I’ve had all of them and they all excelled at different things. Ruckus for all around fit, function, and cost. Our Aruba had more features than Ruckus but was much harder to setup. Meraki works great and gives great visibility but has the higher ongoing cost and reviews show their radios aren’t as good as others. Ubiquiti has been our latest and we run the newer AC Pro’s at 6 of our 8 campuses and love them for the value and speed they provide. Not as many bells and whistles as the others but we don’t see a lot of wireless clients/traffic actually so it works out well. The other two are larger campuses and we have Ruckus.
Ruckus has been our choice and it’s been great. ZD3025, 34 AP’s, and we usually have around 500 concurrent users per day. We’re a mixed church and school with 1:1 Chromebooks for a couple of hundred high schoolers and rolling iPad carts everywhere else. The church staff is Windows and Mac. Thanks to a professional design and install Ruckus has been extremely stable.
We moved from older UniFi gear to Ruckus ZD3000 + R700 APs (about 6 months before they released R710’s… boo)

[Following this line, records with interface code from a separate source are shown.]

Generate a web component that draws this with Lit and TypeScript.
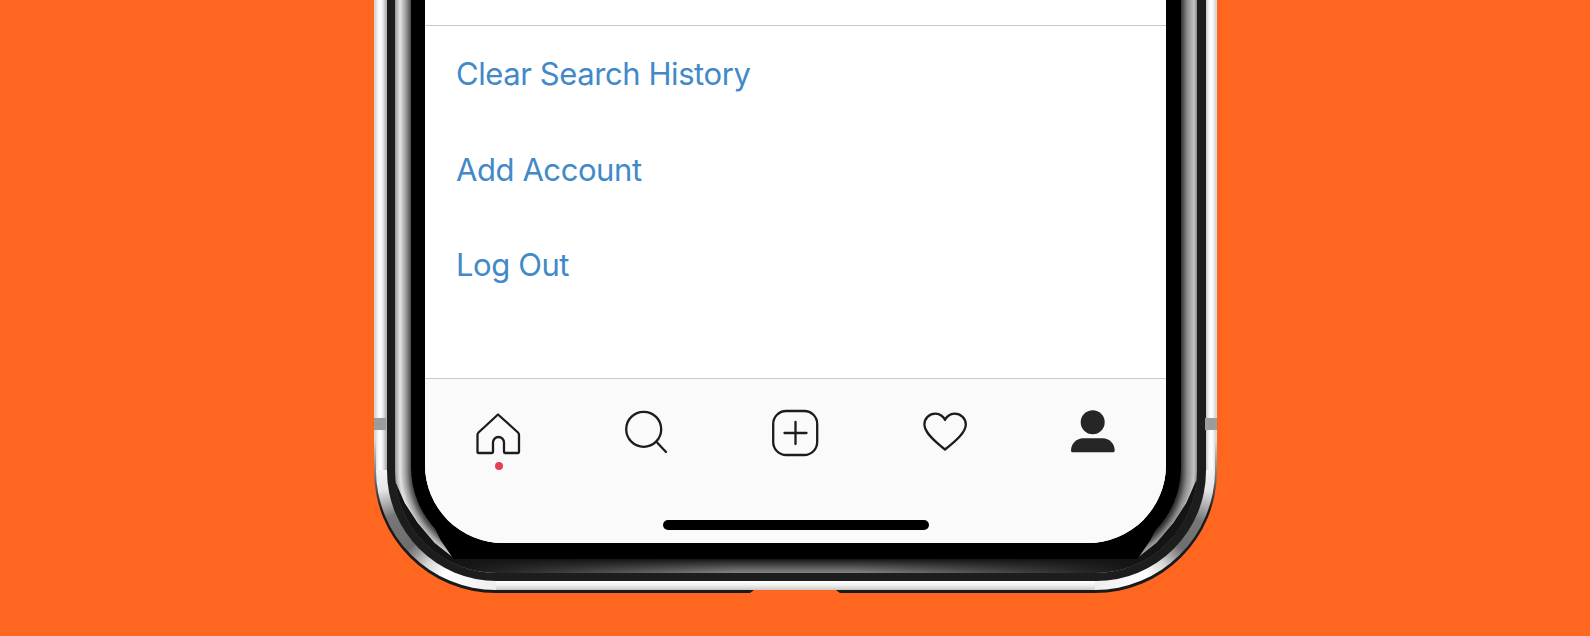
import { LitElement, html, css } from 'lit';
import { customElement } from 'lit/decorators.js';

@customElement('app-root')
export class AppRoot extends LitElement {
  static styles = css`
    :host {
      display: block;
    }

    .page {
      height: 636px;
      overflow: hidden;
      background: #ff6620;
      display: flex;
      justify-content: center;
      align-items: flex-start;
      padding-left: 1px;
      font-family: Inter, 'Liberation Sans', sans-serif;
    }

    /* phone body, nested bands from the outside in. top is cut by the page */
    .edge {
      position: relative;
      width: 843px;
      box-sizing: border-box;
      padding: 0 2px 3px;
      background: linear-gradient(to bottom, #d8d8d8 440px, #1a1a1a 510px);
      border-radius: 0 0 122px 122px;
    }

    .silver {
      padding: 0 9.5px 9px 10.5px;
      border-radius: 0 0 120px 120px;
      background:
        conic-gradient(from 180deg at 100% 0, #eee 0, #fff 26deg, #d8d8d8 36deg, #6e6e6e 48deg, #777 66deg, #e6e6e6 80deg, #f4f4f4 90deg) left bottom / 120px 120px no-repeat,
        conic-gradient(from 90deg at 0 0, #f4f4f4 0, #e6e6e6 10deg, #777 26deg, #6e6e6e 42deg, #d8d8d8 54deg, #fff 64deg, #eee 90deg) right bottom / 120px 120px no-repeat,
        linear-gradient(to bottom, #fff 0, #f2f2f2 45%, #c9c9c9 100%) center bottom / calc(100% - 240px) 9px no-repeat,
        linear-gradient(to right, #e0e0e0 0, #fff 3px, #f6f6f6 6px, #b5b5b5 10px, #b5b5b5 calc(100% - 10px), #f6f6f6 calc(100% - 6px), #fff calc(100% - 3px), #e0e0e0 100%);
    }

    .rim {
      padding: 0 9px 8px 8px;
      border-radius: 0 0 110px 110px;
      background: #1d1d1d;
    }

    .bezel {
      position: relative;
      overflow: hidden;
      padding: 0 16px 14px;
      border-radius: 0 0 102px 102px;
      background:
        radial-gradient(circle at 100% 0, #4a4a4a 86px, #9a9a9a 91px, #e4e4e4 97px, #999 102px) left bottom / 102px 102px no-repeat,
        radial-gradient(circle at 0 0, #333 86px, #8a8a8a 92px, #c4c4c4 99px, #8a8a8a 102px) right bottom / 102px 102px no-repeat,
        linear-gradient(to right, #999 0, #e4e4e4 5px, #9a9a9a 11px, #4a4a4a 16px, #333 calc(100% - 16px), #8a8a8a calc(100% - 10px), #c4c4c4 calc(100% - 3px), #8a8a8a 100%);
    }

    /* dark floor of the bezel, cut so the side highlight ends in a point */
    .bezel::before {
      content: '';
      position: absolute;
      left: 0;
      right: 0;
      bottom: 0;
      height: 120px;
      clip-path: polygon(0 27px, 10px 50px, 23px 70px, 40px 90px, 59px 105px, calc(100% - 59px) 105px, calc(100% - 40px) 90px, calc(100% - 23px) 70px, calc(100% - 10px) 50px, 100% 27px, 100% 100%, 0 100%);
      background:
        linear-gradient(to right, #141414 60px, transparent 340px, transparent calc(100% - 340px), #141414 calc(100% - 60px)),
        linear-gradient(to top, #858585 0, #161616 14px);
    }

    .glass {
      position: relative;
      padding: 0 14.5px 16px;
      background: #000;
      border-radius: 0 0 92px 92px;
    }

    /* the black reaches out to a sharp tip at each lower corner */
    .glass::before {
      content: '';
      position: absolute;
      left: 0;
      right: 0;
      bottom: 0;
      height: 48px;
      background: #000;
      clip-path: polygon(17px 2px, 30px 29px, 43px 100%, calc(100% - 43px) 100%, calc(100% - 30px) 29px, calc(100% - 17px) 2px);
    }

    .screen {
      position: relative;
      display: flex;
      flex-direction: column;
      height: 543px;
      overflow: hidden;
      background: #fff;
      border-radius: 0 0 78px 78px;
    }

    .header {
      flex: none;
      height: 25px;
      border-bottom: 1px solid #c9c9c9;
    }

    .menu {
      flex: 1;
    }

    .row {
      height: 95.4px;
      display: flex;
      align-items: center;
      padding-left: 31px;
      font-size: 31px;
      letter-spacing: -0.42px;
      color: #4289c8;
    }

    .tabbar {
      flex: none;
      height: 165px;
      box-sizing: border-box;
      display: flex;
      flex-direction: column;
      align-items: center;
      padding: 30px 0 13px;
      background: #fafafa;
      border-top: 1px solid #c9c9c9;
    }

    .tabs {
      align-self: stretch;
      display: grid;
      grid-template-columns: repeat(5, 1fr);
    }

    .tab {
      display: flex;
      flex-direction: column;
      align-items: center;
      gap: 5px;
    }

    .tab svg {
      display: block;
      width: 48px;
      height: 48px;
      fill: none;
      stroke: #1c1c1c;
      stroke-width: 2.3;
      stroke-linecap: round;
      stroke-linejoin: round;
    }

    .tab svg.solid {
      fill: #262626;
      stroke: none;
    }

    .dot {
      width: 8px;
      height: 8px;
      border-radius: 50%;
      background: #e4405a;
    }

    .home-bar {
      width: 266px;
      height: 10px;
      margin-top: auto;
      border-radius: 5px;
      background: #000;
    }

    /* side button seams and the bottom cut-out sit over the metal */
    .seam {
      position: absolute;
      top: 418px;
      width: 12px;
      height: 12px;
      background: #9c9c9c;
    }

    .seam.left {
      left: 0;
    }

    .seam.right {
      right: 0;
    }

    .notch {
      position: absolute;
      left: 376px;
      bottom: 0;
      width: 90px;
      height: 3px;
      background: #ff6620;
      clip-path: polygon(0 100%, 4px 0, calc(100% - 4px) 0, 100% 100%);
    }
  `;

  render() {
    return html`
      <div class="page">
        <div class="edge">
          <div class="silver">
            <div class="rim">
              <div class="bezel">
                <div class="glass">
                  <div class="screen">
                    <div class="header"></div>
                    <div class="menu">
                      <div class="row">Clear Search History</div>
                      <div class="row">Add Account</div>
                      <div class="row">Log Out</div>
                    </div>
                    <div class="tabbar">
                      <div class="tabs">
                        <div class="tab">
                          <svg viewBox="0 0 48 48">
                            <path d="M23 5.5 43 23.5Q44 24.5 44 26V43Q44 44 43 44H30Q29 44 29 43V33.5A5.5 5.5 0 0 0 18 33.5V43Q18 44 17 44H3.5Q2.5 44 2.5 43V26Q2.5 24.5 3.5 23.5Z" />
                          </svg>
                          <div class="dot"></div>
                        </div>
                        <div class="tab">
                          <svg viewBox="0 0 48 48">
                            <circle cx="20.7" cy="20.3" r="17.5" />
                            <path d="M34.3 33.7 43 43" />
                          </svg>
                        </div>
                        <div class="tab">
                          <svg viewBox="0 0 48 48">
                            <rect x="2.2" y="2" width="44" height="44" rx="13" />
                            <path d="M24.5 13V35M13.5 24H35.5" />
                          </svg>
                        </div>
                        <div class="tab">
                          <svg viewBox="0 0 48 48">
                            <path d="M25 11C24 8 20 4.7 15.5 4.7 9 4.7 4.4 9.5 4.4 15.5 4.4 23 13 31 25 40.5 37 31 45.8 23 45.8 15.5 45.8 9.5 41 4.7 34.5 4.7 30 4.7 26 8 25 11Z" />
                          </svg>
                        </div>
                        <div class="tab">
                          <svg class="solid" viewBox="0 0 48 48">
                            <circle cx="24.7" cy="13.3" r="12" />
                            <path d="M3 41.5C3 34.5 9 29.3 15 29.3H34.7C41 29.3 46.7 34.5 46.7 41.5 46.7 42.5 46 43.3 45 43.3H4.7C3.7 43.3 3 42.5 3 41.5Z" />
                          </svg>
                        </div>
                      </div>
                      <div class="home-bar"></div>
                    </div>
                  </div>
                </div>
              </div>
            </div>
          </div>
          <div class="seam left"></div>
          <div class="seam right"></div>
          <div class="notch"></div>
        </div>
      </div>
    `;
  }
}
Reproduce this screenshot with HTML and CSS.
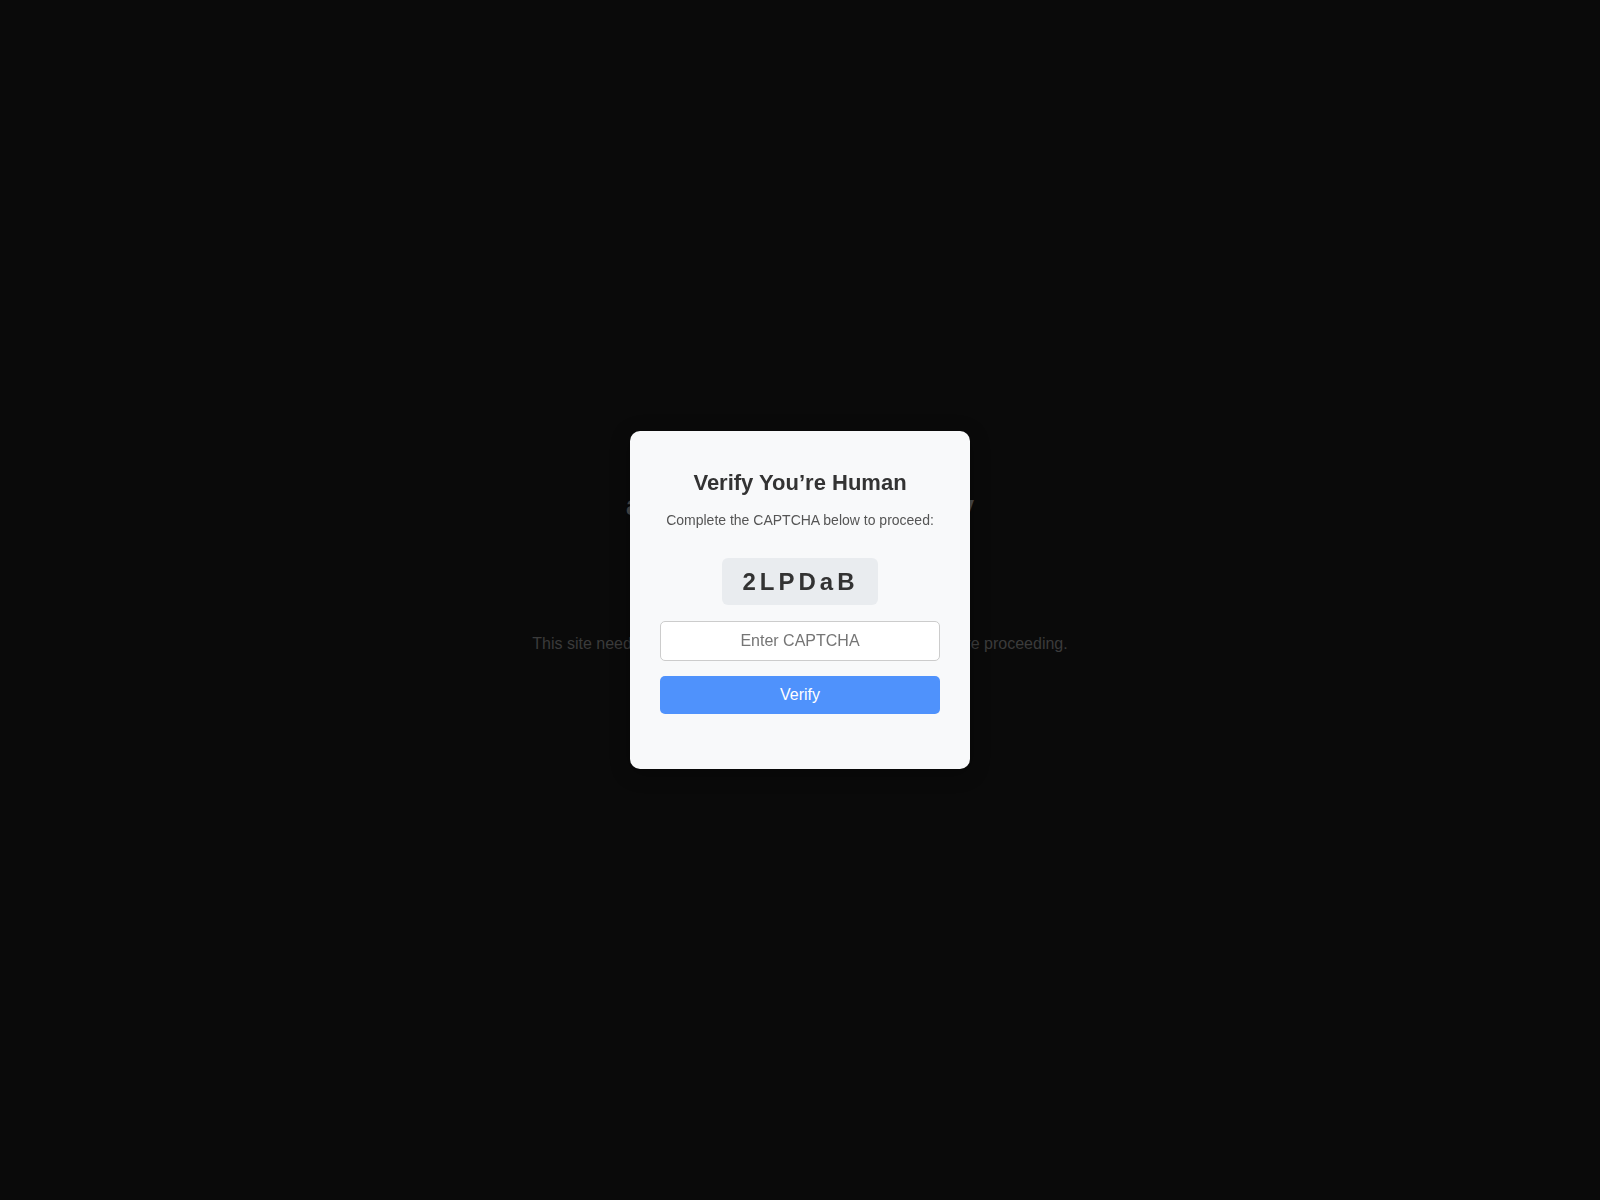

I loved UniFi for the price point and manageability once you got past the fact that they were so Java dependent and each Java update threatened our controller (and took it down at times). We just had too many issues of WiFi “coming and going” so we decided to engage an integrator.
We couldn’t afford an in-person site-survey, but we sent structural floor plans to an integrator who ran it through some software and made some tweaks based on photos and descriptions.
In the end, we wound up with Ruckus R700’s and I’ve placed them as close to where the integrator recommended as I could. We’ll probably get an in-person site survey one of these days to make sure we’re making the most of our hardware, but I’m pretty happy with the outcome overall.